The lead factor²² (also called anticipation factor) of each capsule is derived from the acquired data. Usually, this quantity is defined as the ratio between the fast neutron flux in the capsule and the fast neutron flux at the most exposed azimuthal location of the RPV. The lead factor is used to translate the irradiation sample damage into RPV damage.

Despite its original definition, an alternative formulation of the lead factor (called fast neutron lead factor in this paper) is proposed and consists of calculating the lead factor in every section of the studied azimuthal and axial range on the RPV. This choice was motivated by the interest in studying the axial and azimuthal variability of this quantity. Therefore, the fast neutron lead factor at time $t$ is defined by Eq. (6)(6) $f_{lead,{\varphi }_{E>1\mathrm{M}\mathrm{e}\mathrm{V}}}(t)=\frac{{\varphi }_{E>1\mathrm{M}\mathrm{e}\mathrm{V},capsule}(t)}{{\varphi }_{E>1\mathrm{M}\mathrm{e}\mathrm{V},vessel}(t)},$(6) :

(6) $f_{lead,{\varphi }_{E>1\mathrm{M}\mathrm{e}\mathrm{V}}}(t)=\frac{{\varphi }_{E>1\mathrm{M}\mathrm{e}\mathrm{V},capsule}(t)}{{\varphi }_{E>1\mathrm{M}\mathrm{e}\mathrm{V},vessel}(t)},$(6)

where ${\varphi }_{E>1\mathrm{M}\mathrm{e}\mathrm{V}}$ is the fast neutron flux in units of cm⁻²·s⁻¹.

In addition to the classical fast neutron lead factor, the dpa lead factor is introduced and serves the same purpose as the fast neutron lead factor but uses the dpa observable. The dpa lead factor at time $t$ is defined by Eq. (7)(7) $f_{lead,\mathrm{d}\mathrm{p}\mathrm{a}}(t)=\frac{R_{\mathrm{d}\mathrm{p}\mathrm{a},capsule}(t)}{R_{\mathrm{d}\mathrm{p}\mathrm{a},vessel}(t)},$(7) :

(7) $f_{lead,\mathrm{d}\mathrm{p}\mathrm{a}}(t)=\frac{R_{\mathrm{d}\mathrm{p}\mathrm{a},capsule}(t)}{R_{\mathrm{d}\mathrm{p}\mathrm{a},vessel}(t)},$(7)
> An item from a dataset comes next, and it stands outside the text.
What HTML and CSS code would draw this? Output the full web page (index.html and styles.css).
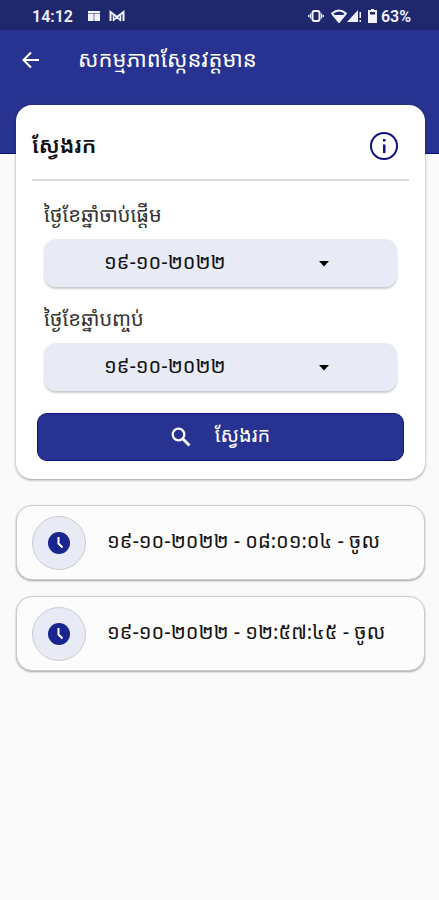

where $R_{dpa}$ is the dpa rate in units of inverse seconds.

To improve the calculational efficiency, the weight-window variance reduction method²⁰ is used. The weight-window parameters are optimized for 47 neutron energy bins covering the range (${10}^{-11}$ MeV to 17.3 MeV). This evaluation was performed using the ADVANTG 3.0 tool²³ and is based on the Forward Weighted Cadis method,²⁴ which uses the DENOVO deterministic code.²⁵ One set of weight windows was generated for tallies located in the capsules, and another one was generated for those in the RPV. Therefore, neutron transport calculations are performed separately for the capsules and for the RPV.

Finally, $5\times {10}^9$ neutrons are simulated for each MCNP6 calculation leading to a statistical uncertainty $\sigma$ of about 0.3% to 0.4% on fast neutron flux and dpa rate estimates. These calculations are performed using the JEFF-3.3 nuclear cross-section data library.²⁶

II.C. Displacement Damage Evaluation

Radiation damage can be estimated considering various aspects such as displacement damage induced by projectiles, stability and mobility of the defects produced, etc.²⁷ Among the aspects discussed above, particle-induced displacement damage is a versatile option that provides better understanding of radiation damage in materials. In particular, neutron-induced displacement damage constitutes a basis for comparison of the embrittlement state at the different locations in the vessel and the capsules. To perform neutron-induced displacement damage evaluations, one needs an accurate model, which is presented Sec. II.C.1.

II.C.1. Theoretical Background

Irradiation-induced displacement damage is usually quantified in terms of dpa. This quantity includes information about the material response (number of displaced atoms) and the neutron fluence (magnitude and spectrum) that the material had undergone. The dpa quantifies the number of atoms permanently displaced from their initial site to an interstitial position. Assuming that no point defects are lost to a surface or other defect sink, the dpa can be considered as an estimator of the concentration of primary damage (vacancy-interstitial pairs, also called Frenkel defects) in the material.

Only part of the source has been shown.